--- BEGIN Data shown ---

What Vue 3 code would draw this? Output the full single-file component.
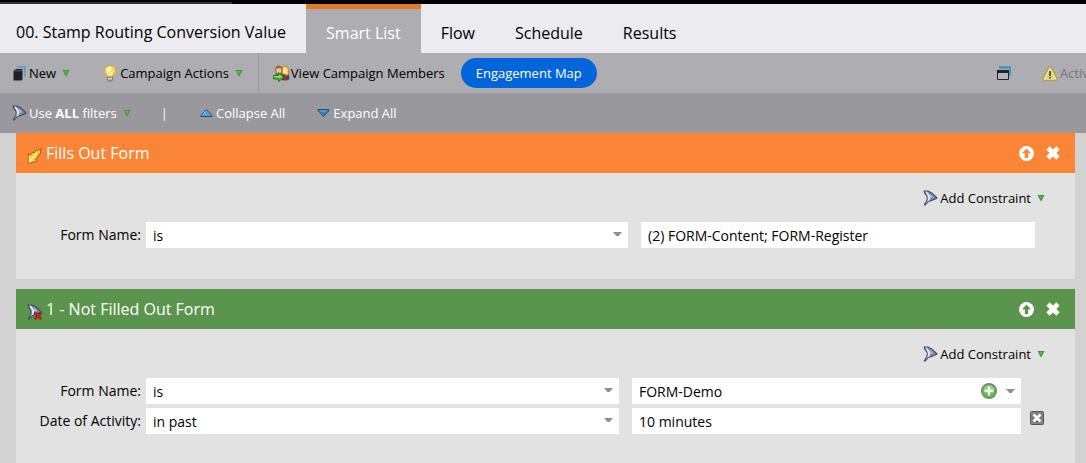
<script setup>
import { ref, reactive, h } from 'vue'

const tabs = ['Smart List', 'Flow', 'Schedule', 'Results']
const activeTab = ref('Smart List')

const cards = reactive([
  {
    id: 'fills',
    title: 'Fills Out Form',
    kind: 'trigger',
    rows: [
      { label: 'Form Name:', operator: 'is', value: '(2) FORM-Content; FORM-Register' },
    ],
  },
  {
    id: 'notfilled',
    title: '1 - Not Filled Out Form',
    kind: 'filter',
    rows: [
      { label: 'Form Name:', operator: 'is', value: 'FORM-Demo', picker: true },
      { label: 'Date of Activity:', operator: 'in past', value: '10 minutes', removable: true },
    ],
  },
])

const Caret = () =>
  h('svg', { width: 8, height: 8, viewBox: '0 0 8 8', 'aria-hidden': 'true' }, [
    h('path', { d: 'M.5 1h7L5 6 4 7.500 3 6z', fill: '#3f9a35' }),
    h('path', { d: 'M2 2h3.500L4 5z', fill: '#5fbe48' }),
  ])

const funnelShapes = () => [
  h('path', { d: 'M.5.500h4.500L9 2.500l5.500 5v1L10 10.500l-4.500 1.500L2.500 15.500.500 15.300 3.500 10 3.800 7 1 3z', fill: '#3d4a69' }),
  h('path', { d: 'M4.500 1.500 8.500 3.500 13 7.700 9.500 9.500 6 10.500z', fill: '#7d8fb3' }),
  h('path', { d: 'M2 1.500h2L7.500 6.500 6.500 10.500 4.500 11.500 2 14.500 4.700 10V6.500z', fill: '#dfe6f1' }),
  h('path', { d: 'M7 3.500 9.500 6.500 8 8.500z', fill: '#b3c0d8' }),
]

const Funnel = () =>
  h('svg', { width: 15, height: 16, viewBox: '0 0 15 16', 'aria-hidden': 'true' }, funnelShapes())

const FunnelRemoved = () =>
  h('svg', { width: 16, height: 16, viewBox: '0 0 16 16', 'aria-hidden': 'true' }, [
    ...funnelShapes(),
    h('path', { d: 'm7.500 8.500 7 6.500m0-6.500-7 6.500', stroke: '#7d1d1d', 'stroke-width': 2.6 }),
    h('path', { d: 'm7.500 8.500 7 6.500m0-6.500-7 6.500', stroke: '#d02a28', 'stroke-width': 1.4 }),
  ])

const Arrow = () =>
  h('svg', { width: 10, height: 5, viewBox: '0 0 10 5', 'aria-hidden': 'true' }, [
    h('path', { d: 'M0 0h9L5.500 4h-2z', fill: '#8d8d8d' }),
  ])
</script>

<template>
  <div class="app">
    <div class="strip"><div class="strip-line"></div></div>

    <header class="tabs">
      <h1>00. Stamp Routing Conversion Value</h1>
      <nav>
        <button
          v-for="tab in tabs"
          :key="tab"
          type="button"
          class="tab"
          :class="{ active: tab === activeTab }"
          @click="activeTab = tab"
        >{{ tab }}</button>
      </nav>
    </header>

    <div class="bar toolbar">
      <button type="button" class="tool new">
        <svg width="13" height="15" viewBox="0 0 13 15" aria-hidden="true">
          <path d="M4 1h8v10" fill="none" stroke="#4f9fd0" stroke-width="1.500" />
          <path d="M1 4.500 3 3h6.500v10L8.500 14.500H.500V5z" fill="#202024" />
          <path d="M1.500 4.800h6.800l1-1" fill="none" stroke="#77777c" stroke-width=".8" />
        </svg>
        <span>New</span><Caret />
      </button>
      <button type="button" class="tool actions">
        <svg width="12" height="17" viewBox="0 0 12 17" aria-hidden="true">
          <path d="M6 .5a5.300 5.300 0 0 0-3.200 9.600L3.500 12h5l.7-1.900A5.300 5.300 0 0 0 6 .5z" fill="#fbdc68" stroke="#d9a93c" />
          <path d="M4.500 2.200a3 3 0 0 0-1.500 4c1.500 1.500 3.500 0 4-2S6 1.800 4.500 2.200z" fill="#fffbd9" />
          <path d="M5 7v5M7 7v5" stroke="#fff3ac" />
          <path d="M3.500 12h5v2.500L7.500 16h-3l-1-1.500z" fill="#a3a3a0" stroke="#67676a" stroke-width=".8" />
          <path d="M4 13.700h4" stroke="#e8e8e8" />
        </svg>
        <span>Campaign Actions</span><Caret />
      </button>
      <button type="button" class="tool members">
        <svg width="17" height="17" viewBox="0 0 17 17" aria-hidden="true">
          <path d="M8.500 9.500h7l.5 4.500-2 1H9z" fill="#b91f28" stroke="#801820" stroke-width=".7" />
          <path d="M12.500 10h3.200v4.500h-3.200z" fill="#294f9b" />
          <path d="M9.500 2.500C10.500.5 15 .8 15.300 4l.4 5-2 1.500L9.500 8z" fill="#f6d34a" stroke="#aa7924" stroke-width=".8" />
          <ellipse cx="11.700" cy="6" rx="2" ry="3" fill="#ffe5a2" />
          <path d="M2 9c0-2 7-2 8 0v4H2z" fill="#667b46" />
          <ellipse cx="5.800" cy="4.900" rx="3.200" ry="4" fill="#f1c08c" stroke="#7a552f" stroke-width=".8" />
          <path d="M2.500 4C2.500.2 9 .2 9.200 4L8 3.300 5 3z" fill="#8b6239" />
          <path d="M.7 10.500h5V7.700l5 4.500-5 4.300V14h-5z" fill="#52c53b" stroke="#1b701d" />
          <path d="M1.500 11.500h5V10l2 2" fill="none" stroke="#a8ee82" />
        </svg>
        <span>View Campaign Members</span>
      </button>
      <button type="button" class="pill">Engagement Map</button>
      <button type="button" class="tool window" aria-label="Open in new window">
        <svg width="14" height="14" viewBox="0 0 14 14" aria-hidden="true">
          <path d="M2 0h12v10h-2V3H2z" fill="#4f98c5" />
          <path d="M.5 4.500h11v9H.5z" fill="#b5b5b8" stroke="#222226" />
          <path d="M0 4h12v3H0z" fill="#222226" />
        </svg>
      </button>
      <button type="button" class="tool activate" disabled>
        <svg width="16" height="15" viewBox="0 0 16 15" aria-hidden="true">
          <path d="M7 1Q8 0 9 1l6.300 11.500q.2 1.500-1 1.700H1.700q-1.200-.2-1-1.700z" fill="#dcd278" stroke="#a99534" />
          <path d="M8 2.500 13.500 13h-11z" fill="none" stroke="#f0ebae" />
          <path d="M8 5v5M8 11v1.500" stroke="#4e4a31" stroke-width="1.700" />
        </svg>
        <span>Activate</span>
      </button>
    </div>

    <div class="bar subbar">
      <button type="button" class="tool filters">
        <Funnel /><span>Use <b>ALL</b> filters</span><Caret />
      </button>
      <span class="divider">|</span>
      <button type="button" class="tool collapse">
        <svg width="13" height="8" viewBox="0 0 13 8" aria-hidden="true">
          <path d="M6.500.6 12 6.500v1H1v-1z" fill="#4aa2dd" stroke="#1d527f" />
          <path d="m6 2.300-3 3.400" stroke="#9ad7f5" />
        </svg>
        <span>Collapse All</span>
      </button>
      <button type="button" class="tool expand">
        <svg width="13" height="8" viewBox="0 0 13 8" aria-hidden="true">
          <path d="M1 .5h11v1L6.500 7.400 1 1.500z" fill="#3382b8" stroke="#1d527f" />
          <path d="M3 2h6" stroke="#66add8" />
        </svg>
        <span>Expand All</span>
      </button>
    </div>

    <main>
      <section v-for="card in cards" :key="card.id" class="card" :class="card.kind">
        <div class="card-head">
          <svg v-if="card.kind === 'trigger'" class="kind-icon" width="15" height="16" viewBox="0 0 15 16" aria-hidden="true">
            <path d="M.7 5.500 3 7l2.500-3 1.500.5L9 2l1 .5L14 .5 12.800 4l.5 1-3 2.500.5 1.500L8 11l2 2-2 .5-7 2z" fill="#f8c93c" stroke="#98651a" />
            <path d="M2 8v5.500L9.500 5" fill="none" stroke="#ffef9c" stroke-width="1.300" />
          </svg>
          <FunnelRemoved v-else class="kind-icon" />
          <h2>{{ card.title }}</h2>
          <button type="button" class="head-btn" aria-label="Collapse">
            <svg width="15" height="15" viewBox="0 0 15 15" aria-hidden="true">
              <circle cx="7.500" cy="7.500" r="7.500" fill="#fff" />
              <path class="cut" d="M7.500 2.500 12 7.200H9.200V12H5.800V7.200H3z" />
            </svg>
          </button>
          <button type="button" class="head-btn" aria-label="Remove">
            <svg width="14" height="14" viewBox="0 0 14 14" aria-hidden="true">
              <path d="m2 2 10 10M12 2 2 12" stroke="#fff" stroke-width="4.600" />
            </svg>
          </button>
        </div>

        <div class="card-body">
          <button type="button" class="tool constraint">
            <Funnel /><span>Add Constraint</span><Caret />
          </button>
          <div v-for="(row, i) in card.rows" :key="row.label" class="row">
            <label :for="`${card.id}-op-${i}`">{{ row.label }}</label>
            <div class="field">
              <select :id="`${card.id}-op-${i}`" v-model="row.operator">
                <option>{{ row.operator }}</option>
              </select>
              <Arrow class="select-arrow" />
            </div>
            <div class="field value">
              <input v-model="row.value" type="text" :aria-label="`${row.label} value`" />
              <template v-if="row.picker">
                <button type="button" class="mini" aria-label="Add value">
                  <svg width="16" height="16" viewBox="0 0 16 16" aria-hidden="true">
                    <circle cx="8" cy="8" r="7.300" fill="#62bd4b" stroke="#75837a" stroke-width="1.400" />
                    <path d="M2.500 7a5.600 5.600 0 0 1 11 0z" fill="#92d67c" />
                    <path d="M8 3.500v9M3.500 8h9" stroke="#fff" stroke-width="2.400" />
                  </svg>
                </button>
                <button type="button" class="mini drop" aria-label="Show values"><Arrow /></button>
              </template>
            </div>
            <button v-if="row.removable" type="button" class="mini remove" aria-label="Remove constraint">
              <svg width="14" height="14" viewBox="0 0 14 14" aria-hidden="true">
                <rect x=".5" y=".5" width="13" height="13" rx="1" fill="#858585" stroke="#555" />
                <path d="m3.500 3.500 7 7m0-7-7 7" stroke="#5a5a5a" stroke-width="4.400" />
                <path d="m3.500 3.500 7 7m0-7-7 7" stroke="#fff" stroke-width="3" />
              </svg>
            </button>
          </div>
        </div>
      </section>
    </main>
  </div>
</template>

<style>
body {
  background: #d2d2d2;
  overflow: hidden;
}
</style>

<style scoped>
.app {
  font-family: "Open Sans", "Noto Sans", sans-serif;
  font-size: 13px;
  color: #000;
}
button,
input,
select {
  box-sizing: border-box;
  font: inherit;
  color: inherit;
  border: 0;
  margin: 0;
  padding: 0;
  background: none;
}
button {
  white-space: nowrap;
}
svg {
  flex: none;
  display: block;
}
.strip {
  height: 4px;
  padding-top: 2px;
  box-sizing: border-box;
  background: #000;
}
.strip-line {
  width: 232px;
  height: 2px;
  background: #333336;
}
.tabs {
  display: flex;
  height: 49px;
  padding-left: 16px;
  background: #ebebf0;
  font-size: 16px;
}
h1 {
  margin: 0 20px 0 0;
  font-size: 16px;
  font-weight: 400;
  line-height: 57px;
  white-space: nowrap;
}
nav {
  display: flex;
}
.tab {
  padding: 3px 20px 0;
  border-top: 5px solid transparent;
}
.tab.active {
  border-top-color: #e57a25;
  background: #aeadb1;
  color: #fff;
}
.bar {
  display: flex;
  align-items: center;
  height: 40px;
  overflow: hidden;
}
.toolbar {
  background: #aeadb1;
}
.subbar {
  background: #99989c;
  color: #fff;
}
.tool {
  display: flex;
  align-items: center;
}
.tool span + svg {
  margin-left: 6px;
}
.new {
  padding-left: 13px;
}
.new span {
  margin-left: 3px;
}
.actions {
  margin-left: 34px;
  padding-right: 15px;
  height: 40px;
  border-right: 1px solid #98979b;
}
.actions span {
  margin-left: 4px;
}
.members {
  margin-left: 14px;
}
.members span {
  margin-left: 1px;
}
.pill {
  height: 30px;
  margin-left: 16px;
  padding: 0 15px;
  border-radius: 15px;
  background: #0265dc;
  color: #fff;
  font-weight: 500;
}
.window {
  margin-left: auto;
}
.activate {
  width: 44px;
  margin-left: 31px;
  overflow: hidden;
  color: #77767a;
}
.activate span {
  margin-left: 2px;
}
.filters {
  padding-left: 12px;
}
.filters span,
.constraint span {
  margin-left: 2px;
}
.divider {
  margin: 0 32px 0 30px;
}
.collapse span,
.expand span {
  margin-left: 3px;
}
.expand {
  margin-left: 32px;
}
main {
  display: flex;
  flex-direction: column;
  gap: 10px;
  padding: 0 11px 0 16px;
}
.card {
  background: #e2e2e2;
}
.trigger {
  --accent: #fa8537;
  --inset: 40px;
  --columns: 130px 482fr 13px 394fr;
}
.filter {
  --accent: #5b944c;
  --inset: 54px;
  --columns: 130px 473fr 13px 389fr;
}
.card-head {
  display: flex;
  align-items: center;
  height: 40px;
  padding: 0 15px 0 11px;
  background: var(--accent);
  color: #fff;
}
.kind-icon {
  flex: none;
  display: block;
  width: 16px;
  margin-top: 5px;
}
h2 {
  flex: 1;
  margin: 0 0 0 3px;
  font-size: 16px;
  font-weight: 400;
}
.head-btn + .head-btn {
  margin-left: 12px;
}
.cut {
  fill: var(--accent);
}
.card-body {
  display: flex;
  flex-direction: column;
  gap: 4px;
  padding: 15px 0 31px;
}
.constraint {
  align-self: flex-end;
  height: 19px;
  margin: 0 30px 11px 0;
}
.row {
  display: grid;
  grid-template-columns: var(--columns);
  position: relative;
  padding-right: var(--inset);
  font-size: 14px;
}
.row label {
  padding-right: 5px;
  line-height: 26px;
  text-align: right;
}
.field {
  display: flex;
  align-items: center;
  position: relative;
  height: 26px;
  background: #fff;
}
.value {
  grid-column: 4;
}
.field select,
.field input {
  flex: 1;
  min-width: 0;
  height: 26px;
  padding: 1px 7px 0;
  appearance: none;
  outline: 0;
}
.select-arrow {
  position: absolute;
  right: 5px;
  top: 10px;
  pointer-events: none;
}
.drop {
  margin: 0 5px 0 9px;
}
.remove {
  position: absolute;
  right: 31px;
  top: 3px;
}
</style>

--- END Data shown ---

* **Direction**
From the first line of the listing above, repeat every line through the one holding "const activeTab = ref('Smart List')". Both ends count, and pictures stay out.

* **The result**
What Vue 3 code would draw this? Output the full single-file component.
<script setup>
import { ref, reactive, h } from 'vue'

const tabs = ['Smart List', 'Flow', 'Schedule', 'Results']
const activeTab = ref('Smart List')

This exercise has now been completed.